Über Bier lässt sich trefflich streiten. Welches nun das Beste sein möge, wer wie viel verträgt, und ob man es nun aus der Flasche oder dem Glas trinken sollte, und bei welcher Temperatur. Und als sei dies noch nicht genug, hört und ließt man seit neuestem gar von heilenden Wirkungen, und vor allem von einem scheinbar fehlerhaften Attribut, was dem Bier in all seinem Glanz anhaftet: Dass es dick macht. Selbst ernannte Experten sprechen mit geballtem Halbwissen vom Bier als „einem der kalorienärmsten Getränke“ und als sei der allseits bekannte „Bierbauch“ noch nicht Beweis genug, auch noch vom problem- und sorglosen Genuss. Mit diesem albernen Versuch, eine ernährungswissenschaftlichen Gewissheit zu verneinen, soll hier aufgeräumt werden.
Zunächst sollte man sich bewusst sein, dass der regelmäßige sowie übermäßige Konsum von Bier durch die abhängig machende Wirkung des Alkohols mit Vorsicht zu genießen ist. Diese Thematik soll hier jedoch nicht weiter behandelt werden. Bier als Dickmacher zu bezeichnen, ist generell, und vor allem vor dem Hintergrund der Menge, welche in Deutschland pro Kopf konsumiert wird, absolut gerechtfertigt. Das Bier an sich hat, abgesehen von geringen Unterschieden die Brautechnik und den Alkoholgehalt betreffend, im Durchschnitt etwa 470 kcal pro Liter. Da ein gesunder Mensch pro Tag im Durchschnitt nicht mehr als 2500 kcal benötigt, ist dies schon nicht wenig.
Die immer geläufiger werdende Behauptung, abgesehen von Tee, Kaffee und Mineralwasser sei Bier das kalorienärmste Getränk, ist großer Unfug. Die meisten Fruchtsäfte haben pro Liter etwa dieselbe Anzahl an Kalorien (Apfelsaft = 450kcal/Liter), oft weniger, kalorienreduzierte Limonaden und Fruchtmischgetränke oft deutlich weniger.
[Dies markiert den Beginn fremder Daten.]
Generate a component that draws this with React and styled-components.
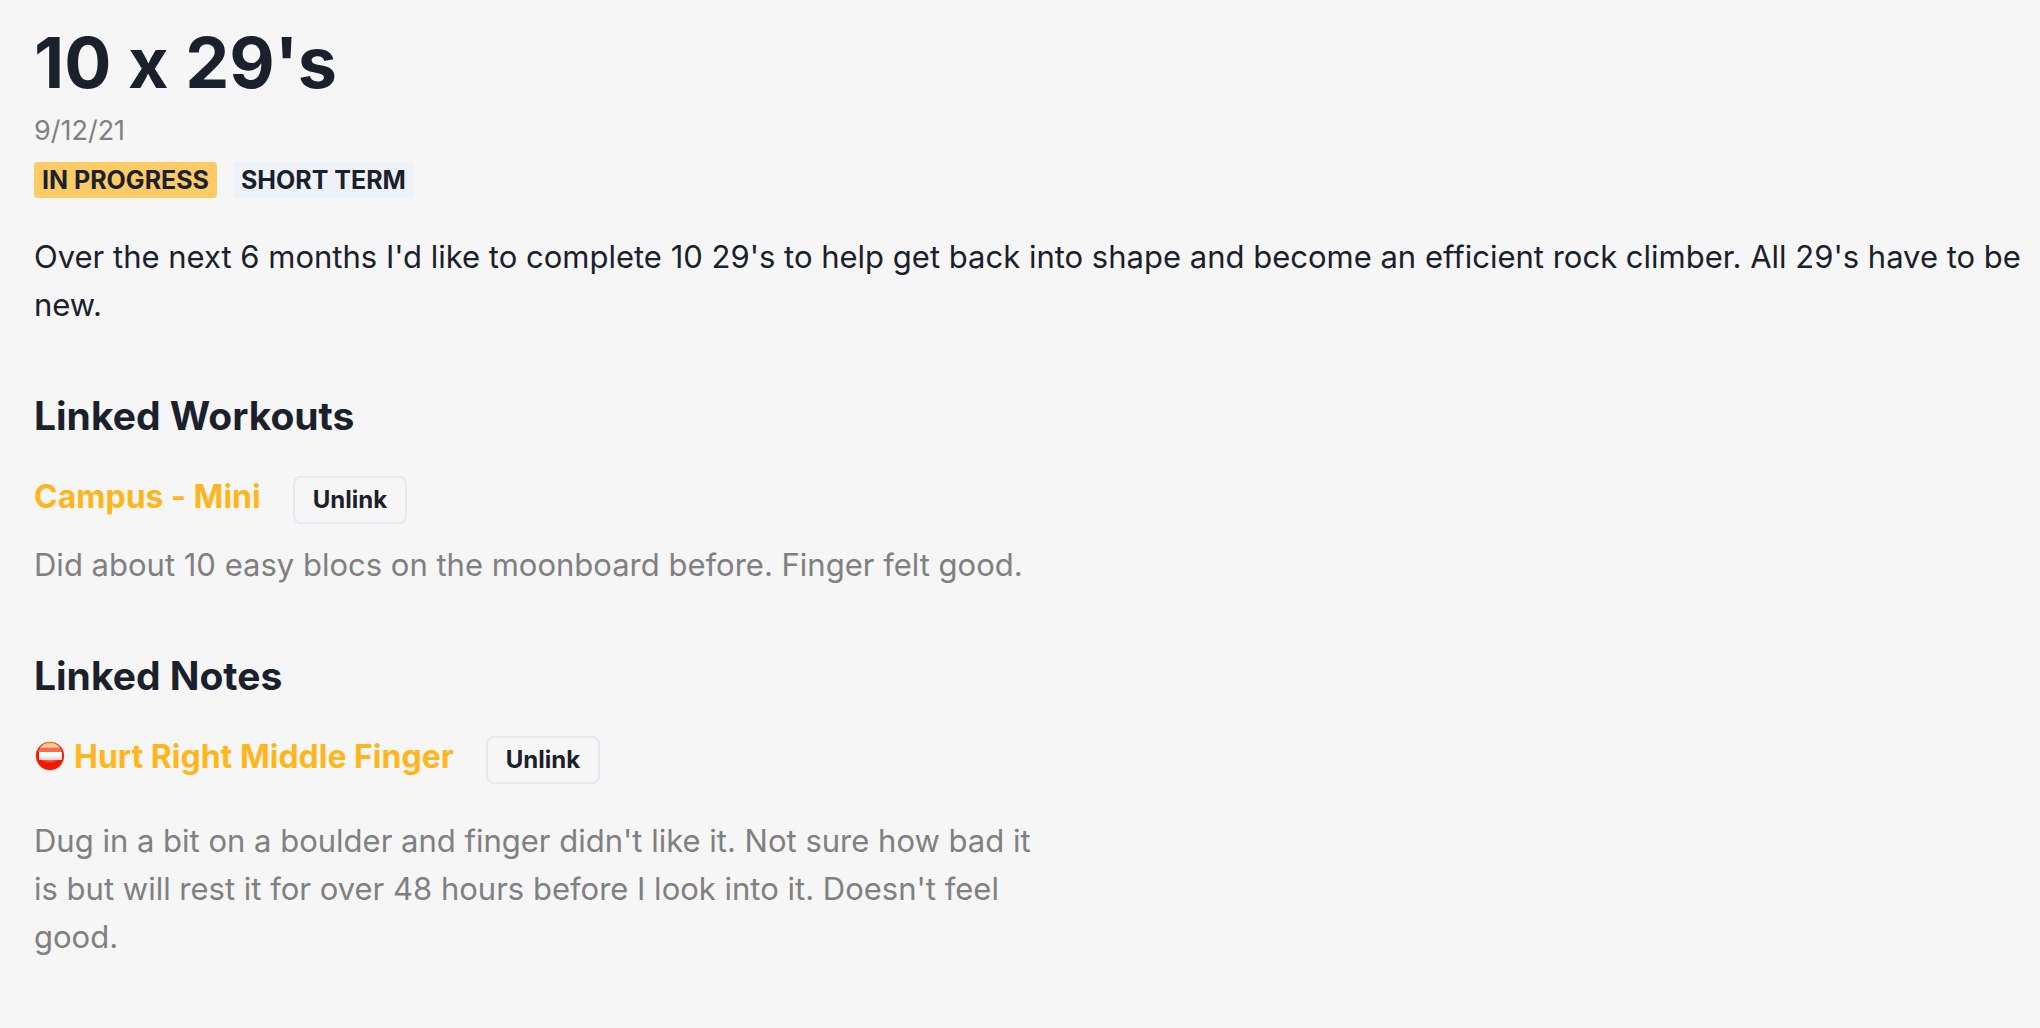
import React from 'react'
import styled, { createGlobalStyle } from 'styled-components'

const GlobalStyle = createGlobalStyle`
  * {
    box-sizing: border-box;
  }

  body {
    margin: 0;
    background: #f6f6f6;
    color: #1a202c;
    font-family: Inter, sans-serif;
    font-size: 31px;
    font-variant-ligatures: no-contextual;
    line-height: 48px;
  }
`

const Page = styled.main`
  padding: 20px 16px 64px 34px;
`

const Title = styled.h1`
  margin: 0;
  font-size: 70px;
  font-weight: 700;
  line-height: 86px;
`

const GoalDate = styled.time`
  display: block;
  margin-top: 4px;
  color: #808080;
  font-size: 27px;
  line-height: 42px;
`

const Badges = styled.div`
  display: flex;
  gap: 16px;
  margin-top: 10px;
`

const Badge = styled.span`
  padding: 0 8px;
  border-radius: 4px;
  background: ${({ $active }) => ($active ? '#fccb66' : '#edf2f7')};
  font-size: 25px;
  font-weight: 700;
  line-height: 36px;
  text-transform: uppercase;
`

const Description = styled.p`
  margin: 35px 0 0;
`

const Section = styled.section`
  margin-top: 61px;
`

const SectionTitle = styled.h2`
  margin: 0 0 31px;
  font-size: 39px;
  font-weight: 700;
  line-height: 52px;
`

const ItemHeader = styled.div`
  display: flex;
  align-items: flex-start;
  gap: 32px;
`

const ItemLink = styled.a`
  display: flex;
  align-items: center;
  gap: 8px;
  color: #ffb61d;
  font-size: 32px;
  font-weight: 700;
  text-decoration: none;
`

const UnlinkButton = styled.button`
  height: 48px;
  margin-top: 3px;
  padding: 0 18px;
  border: 2px solid #e6e8ee;
  border-radius: 8px;
  background: transparent;
  color: inherit;
  font-family: inherit;
  font-size: 24px;
  font-weight: 700;
  line-height: 28px;
`

const ItemText = styled.p`
  max-width: 1008px;
  margin: ${({ $spacing }) => $spacing}px 0 0;
  color: #808080;
`

const NoEntryIcon = () => (
  <svg width='32' height='32' viewBox='0 0 32 32' aria-hidden='true'>
    <defs>
      <linearGradient id='gloss' x1='0' y1='0' x2='0' y2='1'>
        <stop offset='0' stopColor='#ffb070' />
        <stop offset='0.45' stopColor='#ffdca8' />
        <stop offset='0.62' stopColor='#fb6a4c' />
        <stop offset='1' stopColor='#fb6a4c' />
      </linearGradient>
      <linearGradient id='bar' x1='0' y1='0' x2='0' y2='1'>
        <stop offset='0' stopColor='#ffffff' />
        <stop offset='0.5' stopColor='#f8f8f8' />
        <stop offset='1' stopColor='#d4d6da' />
      </linearGradient>
      <radialGradient id='glow' cx='0.5' cy='0.1' r='0.7'>
        <stop offset='0' stopColor='#fb6a4c' />
        <stop offset='1' stopColor='#f01800' />
      </radialGradient>
    </defs>
    <circle cx='16' cy='15' r='14.5' fill='#f9bf92' />
    <circle cx='16' cy='15' r='14' fill='#f01800' />
    <path d='M4 11 C6 4 11 1.5 16 1.5 S26 4 28 11 Z' fill='url(#gloss)' />
    <path d='M8 19 H24 C22 22 20 23 16 23 S10 22 8 19 Z' fill='url(#glow)' />
    <rect x='5' y='11' width='23' height='8' fill='url(#bar)' />
  </svg>
)

const LinkedItem = ({ title, icon, text, spacing }) => (
  <article>
    <ItemHeader>
      <ItemLink href='#'>{icon}{title}</ItemLink>
      <UnlinkButton type='button'>Unlink</UnlinkButton>
    </ItemHeader>
    <ItemText $spacing={spacing}>{text}</ItemText>
  </article>
)

const App = () => {
  return (
    <>
      <GlobalStyle />
      <Page>
        <Title>10 x 29's</Title>
        <GoalDate dateTime='2021-09-12'>9/12/21</GoalDate>
        <Badges>
          <Badge $active>In progress</Badge>
          <Badge>Short term</Badge>
        </Badges>
        <Description>
          Over the next 6 months I'd like to complete 10 29's to help get back into shape and become an efficient rock climber. All 29's have to be new.
        </Description>
        <Section>
          <SectionTitle>Linked Workouts</SectionTitle>
          <LinkedItem
            title='Campus - Mini'
            text='Did about 10 easy blocs on the moonboard before. Finger felt good.'
            spacing={17}
          />
        </Section>
        <Section>
          <SectionTitle>Linked Notes</SectionTitle>
          <LinkedItem
            title='Hurt Right Middle Finger'
            icon={<NoEntryIcon />}
            text="Dug in a bit on a boulder and finger didn't like it. Not sure how bad it is but will rest it for over 48 hours before I look into it. Doesn't feel good."
            spacing={33}
          />
        </Section>
      </Page>
    </>
  )
}

export default App
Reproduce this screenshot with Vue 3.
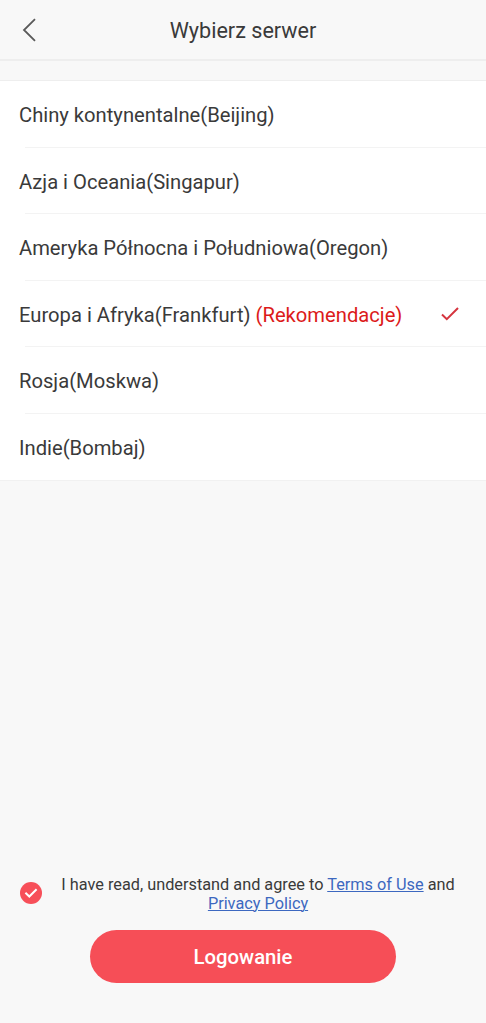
<script setup>
const servers = [
  { name: 'Chiny kontynentalne(Beijing)' },
  { name: 'Azja i Oceania(Singapur)' },
  { name: 'Ameryka Północna i Południowa(Oregon)' },
  { name: 'Europa i Afryka(Frankfurt)', note: '(Rekomendacje)', selected: true },
  { name: 'Rosja(Moskwa)' },
  { name: 'Indie(Bombaj)' },
]
</script>

<template>
  <div class="screen">
    <header class="bar">
      <svg class="back" width="16" height="26" viewBox="0 0 16 26"><path d="M14 2.2 L3 13 L14 23.8" /></svg>
      <h1>Wybierz serwer</h1>
    </header>
    <ul class="list">
      <li v-for="s in servers" :key="s.name">
        <span class="name">{{ s.name }} <em v-if="s.note">{{ s.note }}</em></span>
        <svg v-if="s.selected" class="tick" width="20" height="16" viewBox="0 0 20 16"><path d="M2 8.5 L6.8 13.2 L18 2" /></svg>
      </li>
    </ul>
    <footer class="foot">
      <div class="agree">
        <svg class="check" width="22" height="22" viewBox="0 0 22 22"><circle cx="11" cy="11" r="11" /><path d="M5.4 10.8 L9.3 14.5 L16.6 7.2" /></svg>
        <p>I have read, understand and agree to <a>Terms of Use</a> and<br /><a>Privacy Policy</a></p>
      </div>
      <button>Logowanie</button>
    </footer>
  </div>
</template>

<style>
body { margin: 0; background: #f8f8f8; }
</style>

<style scoped>
.screen { height: 1023px; display: flex; flex-direction: column; background: #f8f8f8; font-family: Roboto, sans-serif; color: #3a3a3a; overflow: hidden; }
.bar { height: 61px; box-sizing: border-box; border-bottom: 2px solid #eeeeee; display: grid; grid-template-columns: 60px 1fr 60px; align-items: center; flex: none; }
.back { margin-left: 21px; margin-top: 1px; fill: none; stroke: #5a5a5a; stroke-width: 1.8; }
h1 { margin: 2px 0 0; font-size: 21.6px; font-weight: 400; text-align: center; line-height: 24px; }
.list { list-style: none; margin: 19px 0 0; padding: 0; background: #fff; border-top: 1px solid #eeeeee; border-bottom: 1px solid #f1f1f1; flex: none; }
li { height: 66.5px; box-sizing: border-box; display: flex; align-items: center; justify-content: space-between; padding: 2px 26px 0 19px; font-size: 20.2px; background: linear-gradient(#f3f3f3, #f3f3f3) 25px 100% / 100% 1px no-repeat; }
li:last-child { background: none; }
.name { white-space: nowrap; }
em { font-style: normal; color: #dc1a1a; }
.tick { margin-top: -2px; fill: none; stroke: #d5343e; stroke-width: 2; }
.foot { margin-top: auto; padding-bottom: 40px; display: flex; flex-direction: column; align-items: center; }
.agree { align-self: stretch; display: flex; align-items: center; padding: 0 20px; }
.check { flex: none; margin-top: -2px; fill: #f74f59; }
.check path { fill: none; stroke: #fff; stroke-width: 2; }
p { margin: 0 0 0 19px; width: 394px; text-align: center; font-size: 16.3px; line-height: 19px; white-space: nowrap; }
a { color: #3d68c0; text-decoration: underline; text-decoration-thickness: 1px; }
button { margin-top: 17px; width: 306px; height: 53px; border: 0; border-radius: 27px; background: #f64e57; color: #fff; font: 500 20.3px Roboto, sans-serif; padding: 1px 0 0; }
</style>
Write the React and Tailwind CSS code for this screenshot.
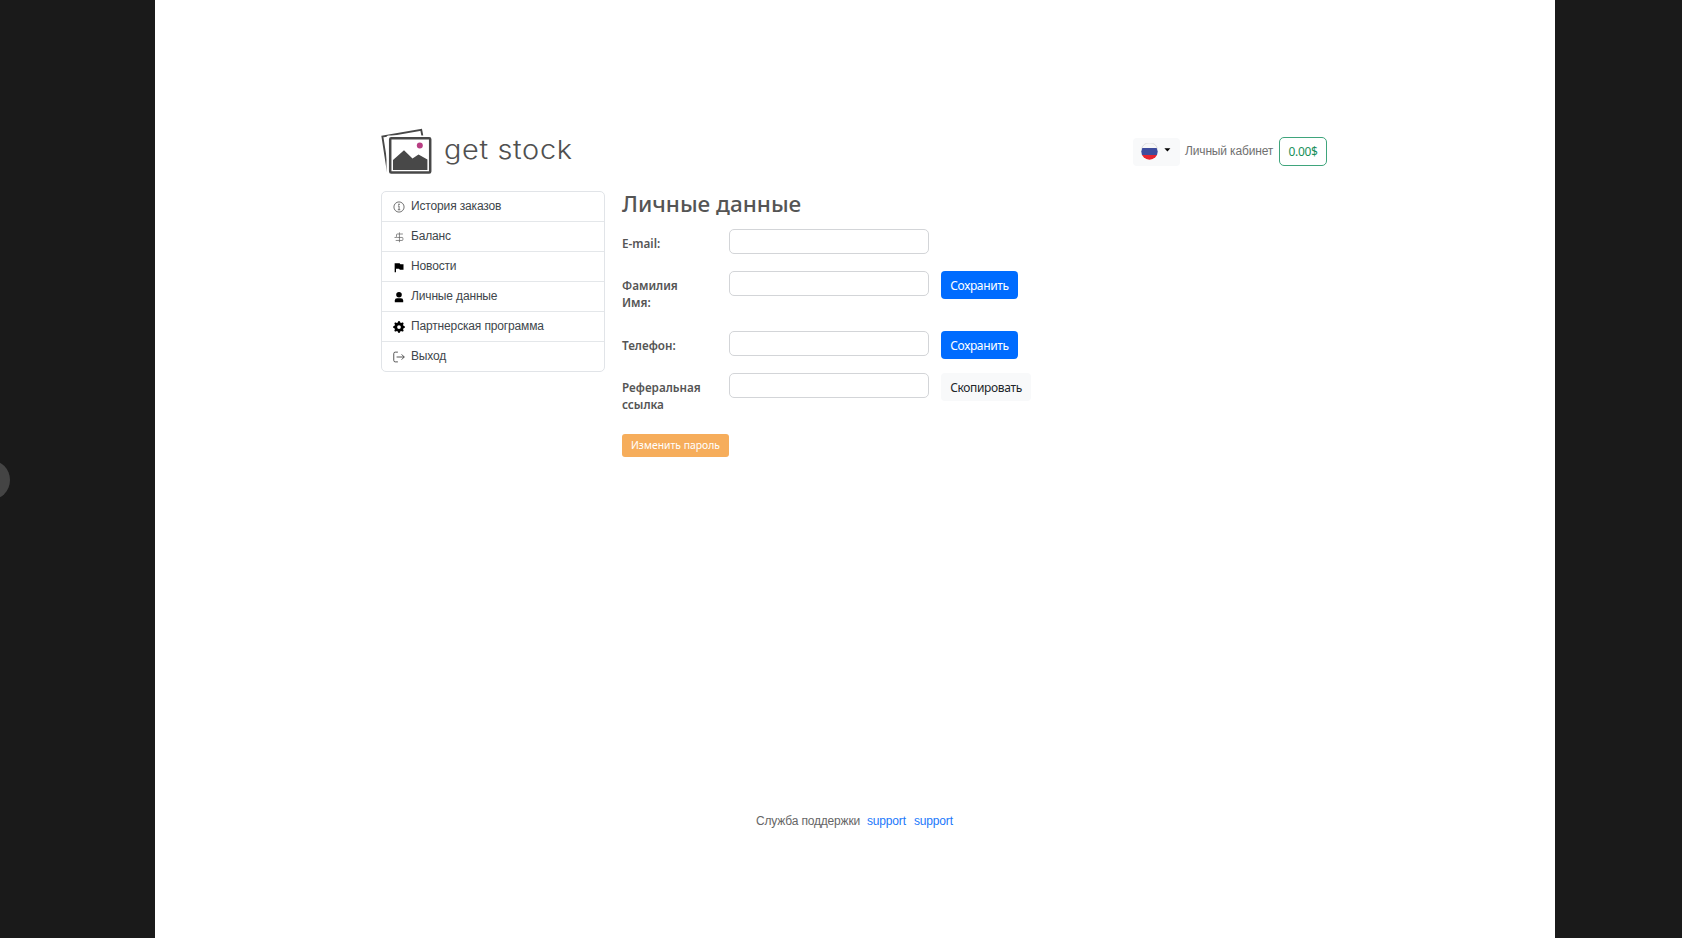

Somit ist Bier mit seinen 470kcal/Liter immernoch im oberen Bereich der verstärkt kalorienhaltigen Getränke, und im Vergleich mit Lebensmitteln in einer Liga mit Schokolade (1 Tafel = ca. 500kcal).
Darüber hinaus ist Bier mit Getränken wie Säften und Milch überhaupt nicht vergleichbar. „Aus Alkohol ist keine positive Energie zu gewinnen“, weiß Stoffwechselexperte Prof. Joachim Mössner von der Universität Leipzig. „Ich kann also nicht einfach Lebensmittel durch Alkohol ersetzen, wenn ich Kalorien sparen will. Das würde unweigerlich zu einer Mangelernährung führen.“ Damit ist auch der gern zitierte Begriff des “flüssigen Brotes” ad acta gelegt.
Besonders die Bedeutung von Alkohol als Kalorienträger ist vielen Menschen nicht bekannt. Alkohol hat nach reinem Fett die meisten Kalorien. Der durch die Vergärung von Zucker gewonnene Alkohol wird beim Abbau in der Leber bei hohem Sauerstoffverbrauch in Fett umgewandelt. So macht allein der Alkohol im Bier etwa die Hälfte der Kilokalorien aus. Da die meisten Biere mit rund 5% Alkoholgehalt noch relativ wenig Alkohol beinhalten, erhöht sich die fettmachende Wirkung alkoholischer Getränke über Wein bis hin zu Spirituosen enorm.
Besonders wichtig ist im Vergleich zu anderen alkoholhaltigen Getränken die verstärkte appetitanregende Wirkung des Bieres. Durch seine leichte Verdaulichkeit wird der Verdauungstrakt förmlich ausgespült. Zusätzlich zum appetitanregenden Alkohol wird dadurch ein Hungergefühl erzeugt, bei übermäßigem Konsum sogar ein regelrechter Heißhunger, der oft ohne es richtig zu merken durch übermäßiges Essen kompensiert wird. Da Bier häufig abends und in geselliger Runde konsumiert wird, wird dieses Essen häufig in Form von sogenannten „Knabbereien“ wie Chipsen, Nüssen o.ä. zu sich genommen, die durch ihren hohen Fettgehalt ihren Teil zum gehaltvollen abendlichen Genuss beitragen.
Niemandem soll die Freude auf sein wohlverdientes Feierabend-Pils genommen werden. Doch dafür muss man sich nicht in die Tasche lügen. Wie so oft gilt das Motto: Genießen ja, aber in Maßen, nicht in Massen. Dann schwillt auch der Bierbauch nicht an, und das Bier macht das, was es soll: Schmecken.